▸ Task statement
Copy each line containing the word "this" from the records that follow, please.

▸ Data entries
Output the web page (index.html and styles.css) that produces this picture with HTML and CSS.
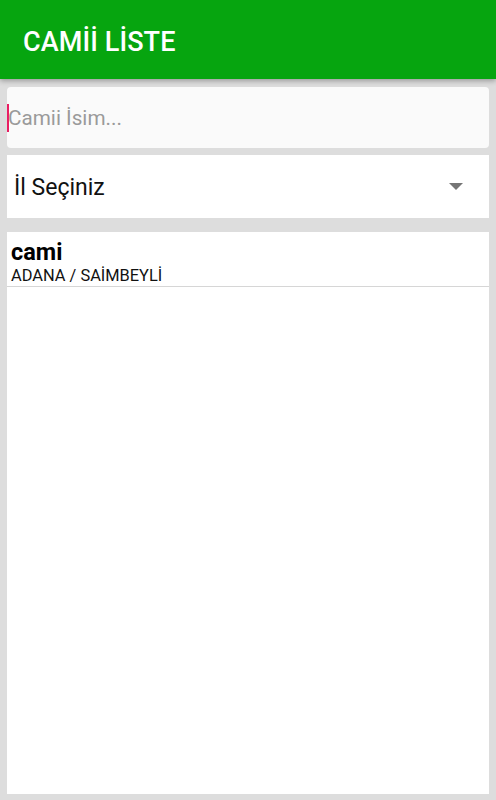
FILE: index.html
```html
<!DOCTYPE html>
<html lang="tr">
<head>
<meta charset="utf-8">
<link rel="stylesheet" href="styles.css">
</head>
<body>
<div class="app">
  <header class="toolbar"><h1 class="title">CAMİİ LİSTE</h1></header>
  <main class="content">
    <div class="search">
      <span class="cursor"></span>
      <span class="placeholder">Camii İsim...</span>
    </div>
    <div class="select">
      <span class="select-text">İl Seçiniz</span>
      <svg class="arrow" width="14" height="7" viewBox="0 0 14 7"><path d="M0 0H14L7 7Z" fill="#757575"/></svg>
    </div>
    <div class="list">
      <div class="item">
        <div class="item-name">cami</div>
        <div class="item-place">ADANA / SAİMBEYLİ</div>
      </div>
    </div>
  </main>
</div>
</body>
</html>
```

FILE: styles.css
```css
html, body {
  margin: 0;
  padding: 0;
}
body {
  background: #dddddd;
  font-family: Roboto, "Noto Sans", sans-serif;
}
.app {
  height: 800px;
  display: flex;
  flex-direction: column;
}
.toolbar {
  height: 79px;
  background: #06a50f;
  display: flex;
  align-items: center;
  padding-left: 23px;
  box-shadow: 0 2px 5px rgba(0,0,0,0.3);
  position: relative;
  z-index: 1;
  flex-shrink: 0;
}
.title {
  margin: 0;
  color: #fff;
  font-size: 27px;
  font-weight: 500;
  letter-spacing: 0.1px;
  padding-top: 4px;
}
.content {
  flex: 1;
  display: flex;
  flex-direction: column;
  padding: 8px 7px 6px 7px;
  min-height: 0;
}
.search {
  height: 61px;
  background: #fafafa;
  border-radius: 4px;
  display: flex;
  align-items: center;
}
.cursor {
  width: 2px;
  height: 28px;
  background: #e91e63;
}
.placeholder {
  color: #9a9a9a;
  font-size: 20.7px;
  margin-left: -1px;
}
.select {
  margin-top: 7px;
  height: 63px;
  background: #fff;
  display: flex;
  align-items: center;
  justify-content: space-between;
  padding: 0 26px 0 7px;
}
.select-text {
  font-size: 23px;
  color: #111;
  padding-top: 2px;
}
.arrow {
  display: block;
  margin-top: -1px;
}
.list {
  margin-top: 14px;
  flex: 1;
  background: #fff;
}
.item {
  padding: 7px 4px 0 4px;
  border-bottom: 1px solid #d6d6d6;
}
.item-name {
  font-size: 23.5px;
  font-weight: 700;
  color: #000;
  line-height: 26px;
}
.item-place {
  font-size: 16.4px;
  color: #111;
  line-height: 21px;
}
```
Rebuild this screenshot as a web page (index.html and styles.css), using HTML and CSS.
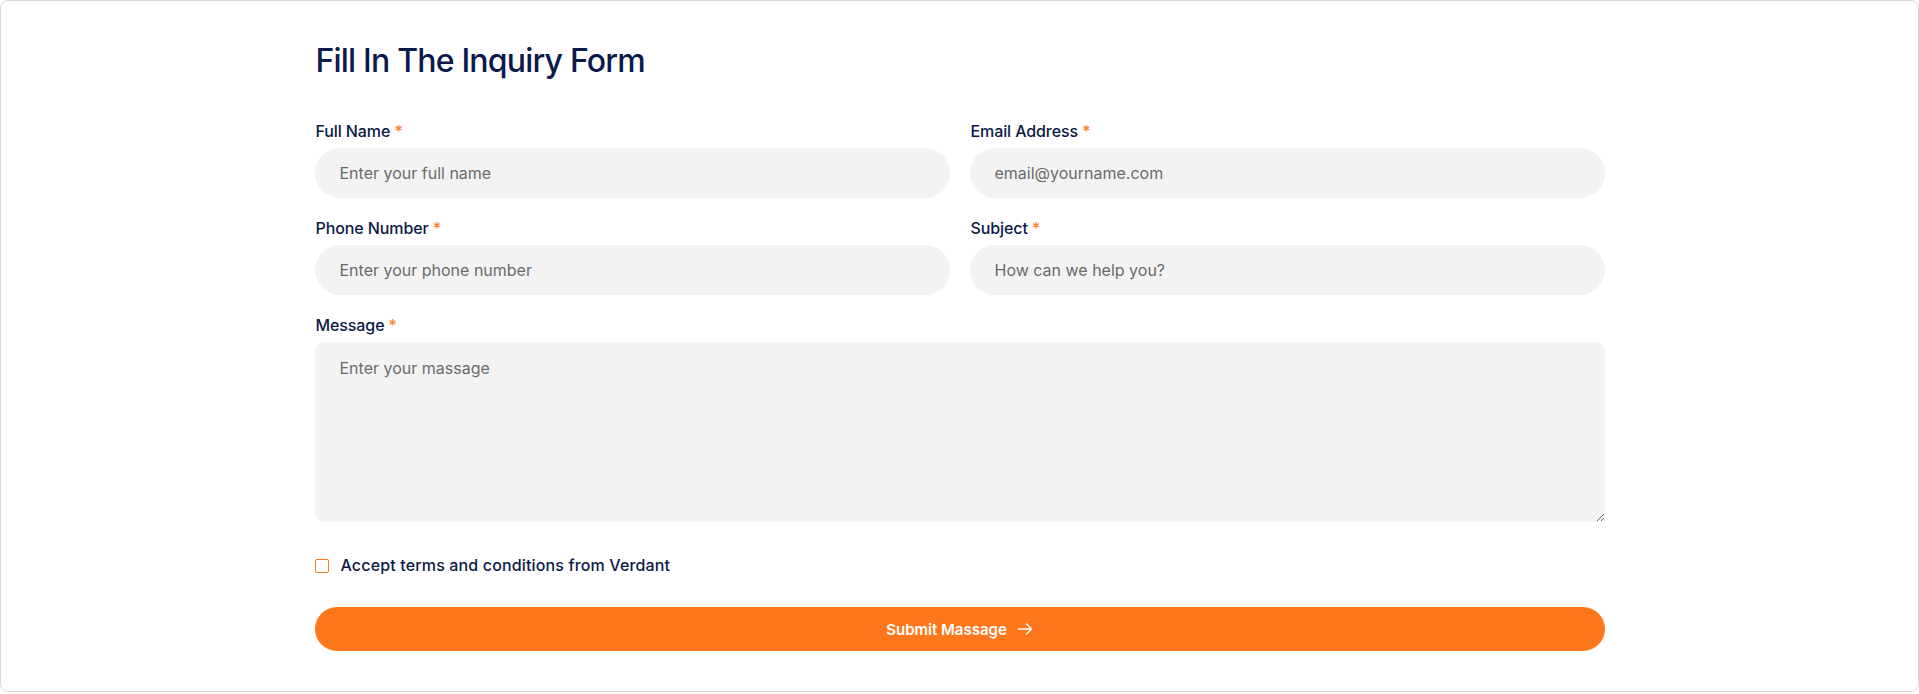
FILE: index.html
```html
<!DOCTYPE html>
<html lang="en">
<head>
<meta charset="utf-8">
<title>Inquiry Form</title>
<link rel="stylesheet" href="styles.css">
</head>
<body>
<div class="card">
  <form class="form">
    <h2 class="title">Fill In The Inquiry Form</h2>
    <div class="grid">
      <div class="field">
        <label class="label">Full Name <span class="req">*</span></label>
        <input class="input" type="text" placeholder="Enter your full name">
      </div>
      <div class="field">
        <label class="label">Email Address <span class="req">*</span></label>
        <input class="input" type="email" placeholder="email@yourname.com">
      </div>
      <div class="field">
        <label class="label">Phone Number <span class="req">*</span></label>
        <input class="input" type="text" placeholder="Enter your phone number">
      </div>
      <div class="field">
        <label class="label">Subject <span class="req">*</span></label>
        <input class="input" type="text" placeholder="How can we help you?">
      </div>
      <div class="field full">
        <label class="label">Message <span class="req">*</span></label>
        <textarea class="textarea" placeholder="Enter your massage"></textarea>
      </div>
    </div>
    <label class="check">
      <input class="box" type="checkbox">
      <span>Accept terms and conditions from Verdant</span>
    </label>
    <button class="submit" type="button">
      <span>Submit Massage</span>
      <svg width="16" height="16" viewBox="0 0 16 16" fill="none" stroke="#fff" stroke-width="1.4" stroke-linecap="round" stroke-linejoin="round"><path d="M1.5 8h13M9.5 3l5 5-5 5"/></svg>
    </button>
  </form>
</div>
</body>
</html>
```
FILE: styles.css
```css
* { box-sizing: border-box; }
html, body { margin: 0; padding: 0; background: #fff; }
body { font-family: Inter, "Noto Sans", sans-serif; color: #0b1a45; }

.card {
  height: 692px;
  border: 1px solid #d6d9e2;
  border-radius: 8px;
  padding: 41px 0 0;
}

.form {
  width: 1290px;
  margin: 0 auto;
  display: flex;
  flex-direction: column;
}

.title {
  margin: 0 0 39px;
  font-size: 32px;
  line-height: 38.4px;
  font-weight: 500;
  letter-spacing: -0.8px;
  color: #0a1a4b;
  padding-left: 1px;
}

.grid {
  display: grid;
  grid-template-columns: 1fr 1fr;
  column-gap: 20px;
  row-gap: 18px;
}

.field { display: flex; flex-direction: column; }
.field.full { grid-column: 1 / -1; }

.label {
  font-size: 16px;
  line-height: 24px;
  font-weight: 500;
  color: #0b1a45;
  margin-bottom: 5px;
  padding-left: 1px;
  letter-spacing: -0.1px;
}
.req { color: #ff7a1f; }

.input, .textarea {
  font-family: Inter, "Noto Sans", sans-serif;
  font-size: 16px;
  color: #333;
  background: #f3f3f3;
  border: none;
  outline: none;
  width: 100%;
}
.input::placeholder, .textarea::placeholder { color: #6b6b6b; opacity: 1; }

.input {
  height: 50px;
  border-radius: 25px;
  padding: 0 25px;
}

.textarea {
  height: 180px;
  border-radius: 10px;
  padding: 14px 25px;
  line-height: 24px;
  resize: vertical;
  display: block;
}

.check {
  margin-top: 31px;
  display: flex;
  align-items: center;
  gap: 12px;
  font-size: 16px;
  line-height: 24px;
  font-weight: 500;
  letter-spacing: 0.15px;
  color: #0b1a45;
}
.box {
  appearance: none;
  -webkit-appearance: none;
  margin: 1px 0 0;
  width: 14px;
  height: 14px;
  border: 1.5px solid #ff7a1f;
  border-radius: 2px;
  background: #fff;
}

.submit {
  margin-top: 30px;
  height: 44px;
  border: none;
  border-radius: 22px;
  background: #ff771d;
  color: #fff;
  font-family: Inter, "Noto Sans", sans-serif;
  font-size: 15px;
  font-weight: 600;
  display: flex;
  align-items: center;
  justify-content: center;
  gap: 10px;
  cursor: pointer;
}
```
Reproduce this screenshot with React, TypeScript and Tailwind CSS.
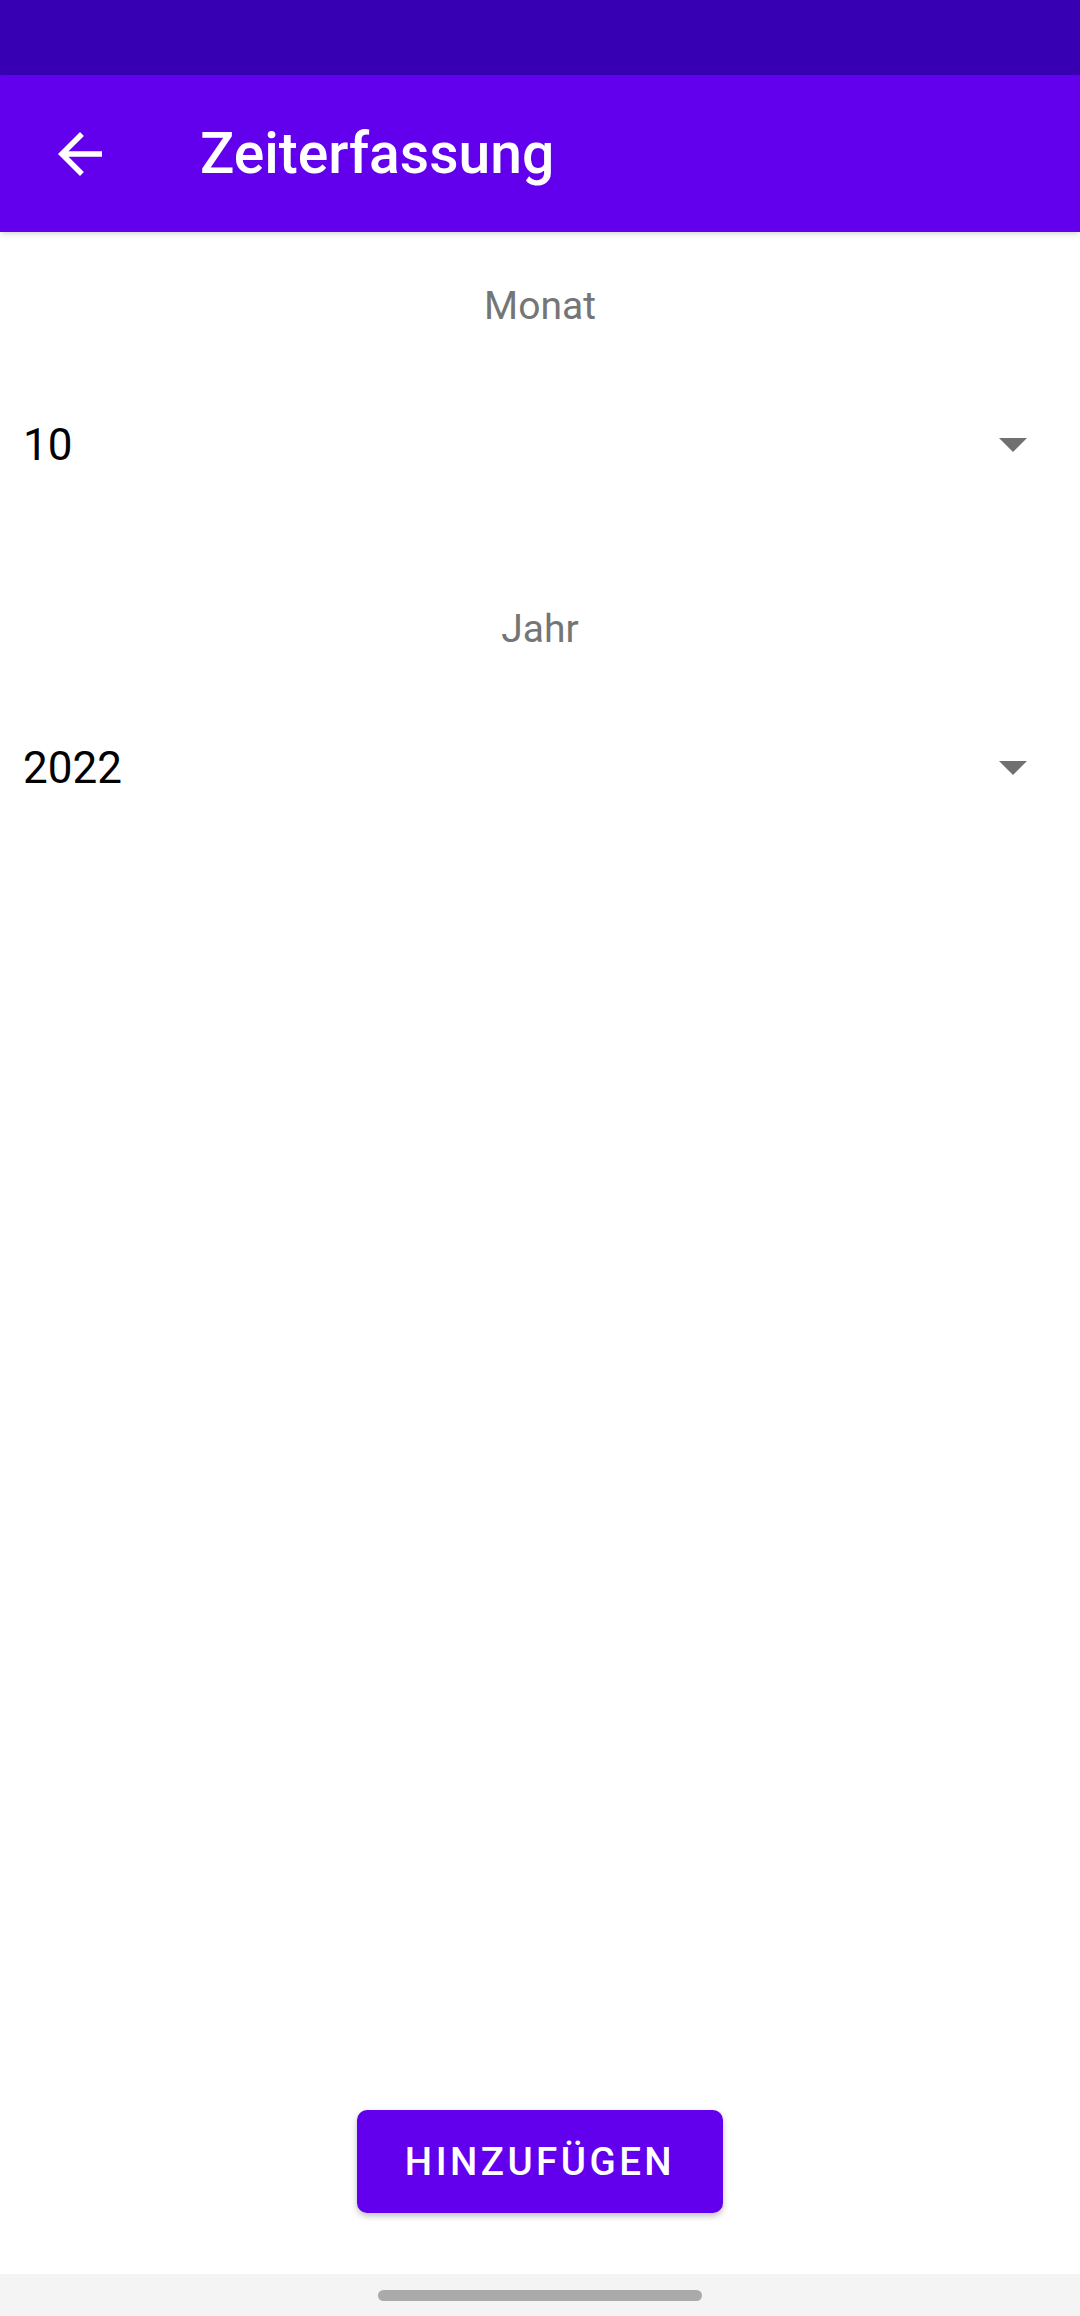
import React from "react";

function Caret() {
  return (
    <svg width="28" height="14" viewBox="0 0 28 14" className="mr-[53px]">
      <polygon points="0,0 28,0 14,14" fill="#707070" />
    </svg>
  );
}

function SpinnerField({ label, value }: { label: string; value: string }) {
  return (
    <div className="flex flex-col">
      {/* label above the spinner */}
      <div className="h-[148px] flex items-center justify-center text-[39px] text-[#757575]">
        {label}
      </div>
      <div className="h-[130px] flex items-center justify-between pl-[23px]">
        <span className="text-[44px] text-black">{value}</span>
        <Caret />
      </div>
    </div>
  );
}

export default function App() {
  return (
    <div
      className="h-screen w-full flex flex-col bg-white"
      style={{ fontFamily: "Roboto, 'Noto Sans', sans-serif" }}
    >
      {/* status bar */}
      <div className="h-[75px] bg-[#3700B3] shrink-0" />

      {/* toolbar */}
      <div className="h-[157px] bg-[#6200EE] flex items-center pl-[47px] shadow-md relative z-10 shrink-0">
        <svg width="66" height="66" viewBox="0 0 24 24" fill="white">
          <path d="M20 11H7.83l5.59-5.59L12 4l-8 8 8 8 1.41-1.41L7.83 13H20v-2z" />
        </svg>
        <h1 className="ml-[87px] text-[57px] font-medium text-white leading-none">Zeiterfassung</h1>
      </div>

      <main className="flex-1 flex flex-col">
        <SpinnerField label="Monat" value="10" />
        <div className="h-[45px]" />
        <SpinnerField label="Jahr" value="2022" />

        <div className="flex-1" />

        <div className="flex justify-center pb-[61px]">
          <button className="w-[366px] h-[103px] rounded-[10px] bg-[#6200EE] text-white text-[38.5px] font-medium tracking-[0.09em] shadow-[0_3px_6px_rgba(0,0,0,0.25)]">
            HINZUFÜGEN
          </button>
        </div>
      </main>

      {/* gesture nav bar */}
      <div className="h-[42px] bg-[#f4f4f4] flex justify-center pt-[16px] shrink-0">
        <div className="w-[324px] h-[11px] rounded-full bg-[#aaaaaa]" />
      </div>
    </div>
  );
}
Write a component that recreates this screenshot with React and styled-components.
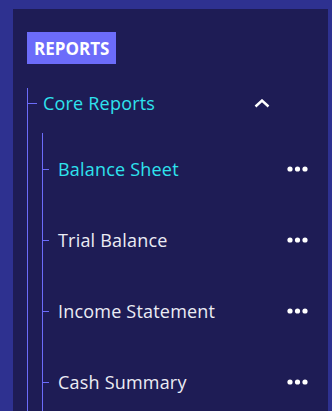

▸ Written solution
Output the web page (index.html and styles.css) that produces this picture with HTML and CSS.
Rebuild this screenshot as a web page (index.html and styles.css), using HTML and CSS.
Reproduce this screenshot with React, TypeScript and Tailwind CSS.
Write a component that recreates this screenshot with React and styled-components.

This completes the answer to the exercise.